## [DATASET EXTRACT]
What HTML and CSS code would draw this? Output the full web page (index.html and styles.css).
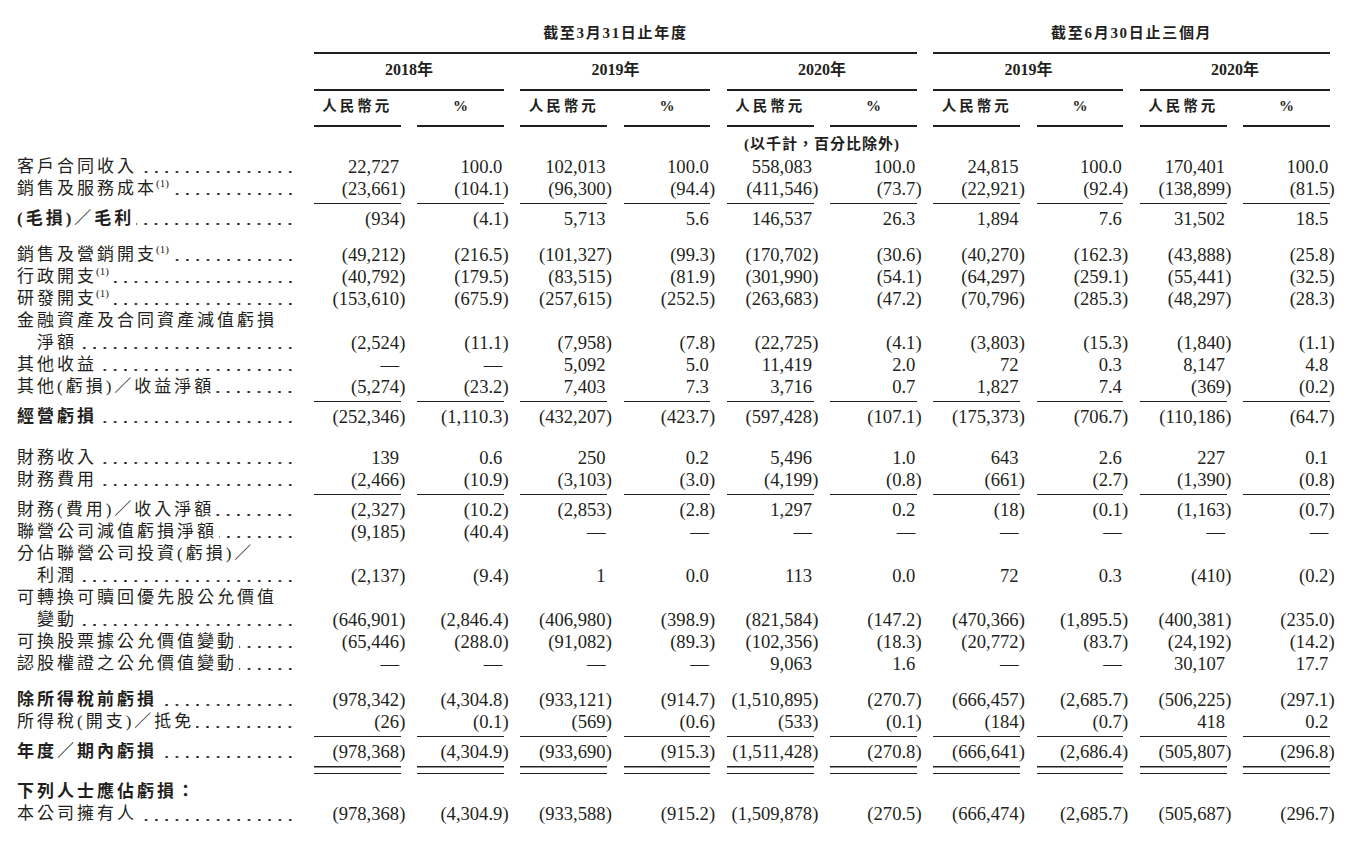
FILE: index.html
```html
<!DOCTYPE html>
<html lang="zh-Hant">
<head>
<meta charset="utf-8">
<title>損益表</title>
<link rel="stylesheet" href="styles.css">
</head>
<body>
<div class="sheet">
  <div class="row hA">
    <div class="g g1">截至3月31日止年度</div>
    <div class="g g2">截至6月30日止三個月</div>
  </div>
  <div class="row hB">
    <div class="y y1">2018年</div>
    <div class="y y2">2019年</div>
    <div class="y y3">2020年</div>
    <div class="y y4">2019年</div>
    <div class="y y5">2020年</div>
  </div>
  <div class="row hC">
    <div></div>
    <div class="c">人民幣元</div><div class="c pc">%</div>
    <div class="c">人民幣元</div><div class="c pc">%</div>
    <div class="c">人民幣元</div><div class="c pc">%</div>
    <div class="c">人民幣元</div><div class="c pc">%</div>
    <div class="c">人民幣元</div><div class="c pc">%</div>
  </div>
  <div class="row hD">
    <div class="unit">(以千計，百分比除外)</div>
  </div>

  <div class="row r first">
    <div class="l"><span class="t">客戶合同收入</span><span class="d"></span></div>
    <div class="n">22,727</div><div class="n">100.0</div><div class="n">102,013</div><div class="n">100.0</div><div class="n">558,083</div><div class="n">100.0</div><div class="n">24,815</div><div class="n">100.0</div><div class="n">170,401</div><div class="n">100.0</div>
  </div>
  <div class="row r ru">
    <div class="l"><span class="t">銷售及服務成本<sup class="s">(1)</sup></span><span class="d"></span></div>
    <div class="n">(23,661<i>)</i></div><div class="n">(104.1<i>)</i></div><div class="n">(96,300<i>)</i></div><div class="n">(94.4<i>)</i></div><div class="n">(411,546<i>)</i></div><div class="n">(73.7<i>)</i></div><div class="n">(22,921<i>)</i></div><div class="n">(92.4<i>)</i></div><div class="n">(138,899<i>)</i></div><div class="n">(81.5<i>)</i></div>
  </div>
  <div class="row r ar">
    <div class="l b"><span class="t">(毛損)／毛利</span><span class="d"></span></div>
    <div class="n">(934<i>)</i></div><div class="n">(4.1<i>)</i></div><div class="n">5,713</div><div class="n">5.6</div><div class="n">146,537</div><div class="n">26.3</div><div class="n">1,894</div><div class="n">7.6</div><div class="n">31,502</div><div class="n">18.5</div>
  </div>

  <div class="row r gs">
    <div class="l"><span class="t">銷售及營銷開支<sup class="s">(1)</sup></span><span class="d"></span></div>
    <div class="n">(49,212<i>)</i></div><div class="n">(216.5<i>)</i></div><div class="n">(101,327<i>)</i></div><div class="n">(99.3<i>)</i></div><div class="n">(170,702<i>)</i></div><div class="n">(30.6<i>)</i></div><div class="n">(40,270<i>)</i></div><div class="n">(162.3<i>)</i></div><div class="n">(43,888<i>)</i></div><div class="n">(25.8<i>)</i></div>
  </div>
  <div class="row r">
    <div class="l"><span class="t">行政開支<sup class="s">(1)</sup></span><span class="d"></span></div>
    <div class="n">(40,792<i>)</i></div><div class="n">(179.5<i>)</i></div><div class="n">(83,515<i>)</i></div><div class="n">(81.9<i>)</i></div><div class="n">(301,990<i>)</i></div><div class="n">(54.1<i>)</i></div><div class="n">(64,297<i>)</i></div><div class="n">(259.1<i>)</i></div><div class="n">(55,441<i>)</i></div><div class="n">(32.5<i>)</i></div>
  </div>
  <div class="row r">
    <div class="l"><span class="t">研發開支<sup class="s">(1)</sup></span><span class="d"></span></div>
    <div class="n">(153,610<i>)</i></div><div class="n">(675.9<i>)</i></div><div class="n">(257,615<i>)</i></div><div class="n">(252.5<i>)</i></div><div class="n">(263,683<i>)</i></div><div class="n">(47.2<i>)</i></div><div class="n">(70,796<i>)</i></div><div class="n">(285.3<i>)</i></div><div class="n">(48,297<i>)</i></div><div class="n">(28.3<i>)</i></div>
  </div>
  <div class="row r">
    <div class="l"><span class="t">金融資產及合同資產減值虧損</span></div>
  </div>
  <div class="row r">
    <div class="l in"><span class="t">淨額</span><span class="d"></span></div>
    <div class="n">(2,524<i>)</i></div><div class="n">(11.1<i>)</i></div><div class="n">(7,958<i>)</i></div><div class="n">(7.8<i>)</i></div><div class="n">(22,725<i>)</i></div><div class="n">(4.1<i>)</i></div><div class="n">(3,803<i>)</i></div><div class="n">(15.3<i>)</i></div><div class="n">(1,840<i>)</i></div><div class="n">(1.1<i>)</i></div>
  </div>
  <div class="row r">
    <div class="l"><span class="t">其他收益</span><span class="d"></span></div>
    <div class="n">—</div><div class="n">—</div><div class="n">5,092</div><div class="n">5.0</div><div class="n">11,419</div><div class="n">2.0</div><div class="n">72</div><div class="n">0.3</div><div class="n">8,147</div><div class="n">4.8</div>
  </div>
  <div class="row r ru">
    <div class="l"><span class="t">其他(虧損)／收益淨額</span><span class="d"></span></div>
    <div class="n">(5,274<i>)</i></div><div class="n">(23.2<i>)</i></div><div class="n">7,403</div><div class="n">7.3</div><div class="n">3,716</div><div class="n">0.7</div><div class="n">1,827</div><div class="n">7.4</div><div class="n">(369<i>)</i></div><div class="n">(0.2<i>)</i></div>
  </div>
  <div class="row r ar">
    <div class="l b"><span class="t">經營虧損</span><span class="d"></span></div>
    <div class="n">(252,346<i>)</i></div><div class="n">(1,110.3<i>)</i></div><div class="n">(432,207<i>)</i></div><div class="n">(423.7<i>)</i></div><div class="n">(597,428<i>)</i></div><div class="n">(107.1<i>)</i></div><div class="n">(175,373<i>)</i></div><div class="n">(706.7<i>)</i></div><div class="n">(110,186<i>)</i></div><div class="n">(64.7<i>)</i></div>
  </div>

  <div class="row r gm">
    <div class="l"><span class="t">財務收入</span><span class="d"></span></div>
    <div class="n">139</div><div class="n">0.6</div><div class="n">250</div><div class="n">0.2</div><div class="n">5,496</div><div class="n">1.0</div><div class="n">643</div><div class="n">2.6</div><div class="n">227</div><div class="n">0.1</div>
  </div>
  <div class="row r ru">
    <div class="l"><span class="t">財務費用</span><span class="d"></span></div>
    <div class="n">(2,466<i>)</i></div><div class="n">(10.9<i>)</i></div><div class="n">(3,103<i>)</i></div><div class="n">(3.0<i>)</i></div><div class="n">(4,199<i>)</i></div><div class="n">(0.8<i>)</i></div><div class="n">(661<i>)</i></div><div class="n">(2.7<i>)</i></div><div class="n">(1,390<i>)</i></div><div class="n">(0.8<i>)</i></div>
  </div>
  <div class="row r ar">
    <div class="l"><span class="t">財務(費用)／收入淨額</span><span class="d"></span></div>
    <div class="n">(2,327<i>)</i></div><div class="n">(10.2<i>)</i></div><div class="n">(2,853<i>)</i></div><div class="n">(2.8<i>)</i></div><div class="n">1,297</div><div class="n">0.2</div><div class="n">(18<i>)</i></div><div class="n">(0.1<i>)</i></div><div class="n">(1,163<i>)</i></div><div class="n">(0.7<i>)</i></div>
  </div>
  <div class="row r">
    <div class="l"><span class="t">聯營公司減值虧損淨額</span><span class="d"></span></div>
    <div class="n">(9,185<i>)</i></div><div class="n">(40.4<i>)</i></div><div class="n">—</div><div class="n">—</div><div class="n">—</div><div class="n">—</div><div class="n">—</div><div class="n">—</div><div class="n">—</div><div class="n">—</div>
  </div>
  <div class="row r">
    <div class="l"><span class="t">分佔聯營公司投資(虧損)／</span></div>
  </div>
  <div class="row r">
    <div class="l in"><span class="t">利潤</span><span class="d"></span></div>
    <div class="n">(2,137<i>)</i></div><div class="n">(9.4<i>)</i></div><div class="n">1</div><div class="n">0.0</div><div class="n">113</div><div class="n">0.0</div><div class="n">72</div><div class="n">0.3</div><div class="n">(410<i>)</i></div><div class="n">(0.2<i>)</i></div>
  </div>
  <div class="row r">
    <div class="l"><span class="t">可轉換可贖回優先股公允價值</span></div>
  </div>
  <div class="row r">
    <div class="l in"><span class="t">變動</span><span class="d"></span></div>
    <div class="n">(646,901<i>)</i></div><div class="n">(2,846.4<i>)</i></div><div class="n">(406,980<i>)</i></div><div class="n">(398.9<i>)</i></div><div class="n">(821,584<i>)</i></div><div class="n">(147.2<i>)</i></div><div class="n">(470,366<i>)</i></div><div class="n">(1,895.5<i>)</i></div><div class="n">(400,381<i>)</i></div><div class="n">(235.0<i>)</i></div>
  </div>
  <div class="row r">
    <div class="l"><span class="t">可換股票據公允價值變動</span><span class="d"></span></div>
    <div class="n">(65,446<i>)</i></div><div class="n">(288.0<i>)</i></div><div class="n">(91,082<i>)</i></div><div class="n">(89.3<i>)</i></div><div class="n">(102,356<i>)</i></div><div class="n">(18.3<i>)</i></div><div class="n">(20,772<i>)</i></div><div class="n">(83.7<i>)</i></div><div class="n">(24,192<i>)</i></div><div class="n">(14.2<i>)</i></div>
  </div>
  <div class="row r">
    <div class="l"><span class="t">認股權證之公允價值變動</span><span class="d"></span></div>
    <div class="n">—</div><div class="n">—</div><div class="n">—</div><div class="n">—</div><div class="n">9,063</div><div class="n">1.6</div><div class="n">—</div><div class="n">—</div><div class="n">30,107</div><div class="n">17.7</div>
  </div>

  <div class="row r gs">
    <div class="l b"><span class="t">除所得稅前虧損</span><span class="d"></span></div>
    <div class="n">(978,342<i>)</i></div><div class="n">(4,304.8<i>)</i></div><div class="n">(933,121<i>)</i></div><div class="n">(914.7<i>)</i></div><div class="n">(1,510,895<i>)</i></div><div class="n">(270.7<i>)</i></div><div class="n">(666,457<i>)</i></div><div class="n">(2,685.7<i>)</i></div><div class="n">(506,225<i>)</i></div><div class="n">(297.1<i>)</i></div>
  </div>
  <div class="row r ru">
    <div class="l"><span class="t">所得稅(開支)／抵免</span><span class="d"></span></div>
    <div class="n">(26<i>)</i></div><div class="n">(0.1<i>)</i></div><div class="n">(569<i>)</i></div><div class="n">(0.6<i>)</i></div><div class="n">(533<i>)</i></div><div class="n">(0.1<i>)</i></div><div class="n">(184<i>)</i></div><div class="n">(0.7<i>)</i></div><div class="n">418</div><div class="n">0.2</div>
  </div>
  <div class="row r ar dbl">
    <div class="l b"><span class="t">年度／期內虧損</span><span class="d"></span></div>
    <div class="n">(978,368<i>)</i></div><div class="n">(4,304.9<i>)</i></div><div class="n">(933,690<i>)</i></div><div class="n">(915.3<i>)</i></div><div class="n">(1,511,428<i>)</i></div><div class="n">(270.8<i>)</i></div><div class="n">(666,641<i>)</i></div><div class="n">(2,686.4<i>)</i></div><div class="n">(505,807<i>)</i></div><div class="n">(296.8<i>)</i></div>
  </div>

  <div class="row r ad">
    <div class="l b"><span class="t">下列人士應佔虧損：</span></div>
  </div>
  <div class="row r">
    <div class="l"><span class="t">本公司擁有人</span><span class="d"></span></div>
    <div class="n">(978,368<i>)</i></div><div class="n">(4,304.9<i>)</i></div><div class="n">(933,588<i>)</i></div><div class="n">(915.2<i>)</i></div><div class="n">(1,509,878<i>)</i></div><div class="n">(270.5<i>)</i></div><div class="n">(666,474<i>)</i></div><div class="n">(2,685.7<i>)</i></div><div class="n">(505,687<i>)</i></div><div class="n">(296.7<i>)</i></div>
  </div>
</div>
</body>
</html>
```

FILE: styles.css
```css
* {
  box-sizing: border-box;
  margin: 0;
  padding: 0;
}

html, body {
  background: #ffffff;
}

body {
  color: #231f20;
  font-family: "Liberation Serif", "Noto Sans CJK TC", serif;
}

.sheet {
  width: 1358px;
  padding: 23px 0 0 17px;
}

.row {
  display: grid;
  grid-template-columns: 280.4px repeat(10, 86.67px);
  column-gap: 16.6px;
}

/* ---------- header ---------- */
.hA {
  font-size: 15px;
  font-weight: 700;
  line-height: 20px;
  letter-spacing: 1.7px;
  text-align: center;
}
.hA .g {
  padding-bottom: 9px;
  border-bottom: 2px solid #231f20;
}
.hA .g1 { grid-column: 2 / span 6; }
.hA .g2 { grid-column: 8 / span 4; }

.hB {
  font-size: 16px;
  font-weight: 700;
  line-height: 20px;
  text-align: center;
}
.hB .y {
  padding-top: 5.5px;
  padding-bottom: 9px;
  border-bottom: 2px solid #231f20;
}
.hB .y1 { grid-column: 2 / span 2; }
.hB .y2 { grid-column: 4 / span 2; }
.hB .y3 { grid-column: 6 / span 2; }
.hB .y4 { grid-column: 8 / span 2; }
.hB .y5 { grid-column: 10 / span 2; }

.hC .c {
  font-size: 14.5px;
  font-weight: 700;
  line-height: 20px;
  letter-spacing: 3px;
  text-align: center;
  padding-top: 5.5px;
  padding-bottom: 8.5px;
  border-bottom: 2px solid #231f20;
}
.hC .pc {
  font-size: 15px;
  letter-spacing: 0;
}

.hD {
  padding-top: 7px;
}
.hD .unit {
  grid-column: 6 / span 2;
  font-size: 15px;
  font-weight: 700;
  line-height: 20px;
  letter-spacing: 1px;
  text-align: center;
}

/* ---------- body rows ---------- */
.l {
  height: 22px;
  display: flex;
  align-items: baseline;
  font-size: 17px;
  line-height: 22px;
  letter-spacing: 3px;
  white-space: nowrap;
  font-weight: 400;
}
.l.b {
  font-weight: 700;
}
.l.in {
  padding-left: 20px;
}
.l .t {
  flex: none;
}
/* dot leader */
.l .d {
  flex: 1;
  align-self: stretch;
  min-width: 0;
  margin-left: 2px;
  background-image: radial-gradient(circle, #231f20 0.95px, rgba(35, 31, 32, 0) 1.35px);
  background-size: 10.3px 4px;
  background-repeat: repeat-x;
  background-position: right 2px top 14.5px;
}
.s {
  font-size: 11px;
  line-height: 0;
  vertical-align: 7px;
  letter-spacing: 0;
  font-weight: 400;
  margin-left: -1px;
}

.n {
  font-size: 18.6px;
  line-height: 22px;
  text-align: right;
  padding-right: 1.5px;
  white-space: nowrap;
}
.n i {
  font-style: normal;
  margin-right: -0.333em;
}

.first { margin-top: 2px; }
.ar { margin-top: 4px; }
.gs { margin-top: 14px; }
.gm { margin-top: 19px; }
.ad { margin-top: 7px; }

.ru .n {
  padding-bottom: 3px;
  border-bottom: 1.5px solid #231f20;
}

.dbl .n {
  padding-bottom: 11.5px;
  background-image:
    linear-gradient(#231f20, #231f20),
    linear-gradient(#231f20, #231f20);
  background-repeat: no-repeat;
  background-size: 100% 1.5px, 100% 1.5px;
  background-position: 0 100%, 0 calc(100% - 7px);
}
```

## [REQUEST]
Look through the data and gather every line with the string "styles" in it.

## [EXPECTED ANSWER]
What HTML and CSS code would draw this? Output the full web page (index.html and styles.css).
<link rel="stylesheet" href="styles.css">
FILE: styles.css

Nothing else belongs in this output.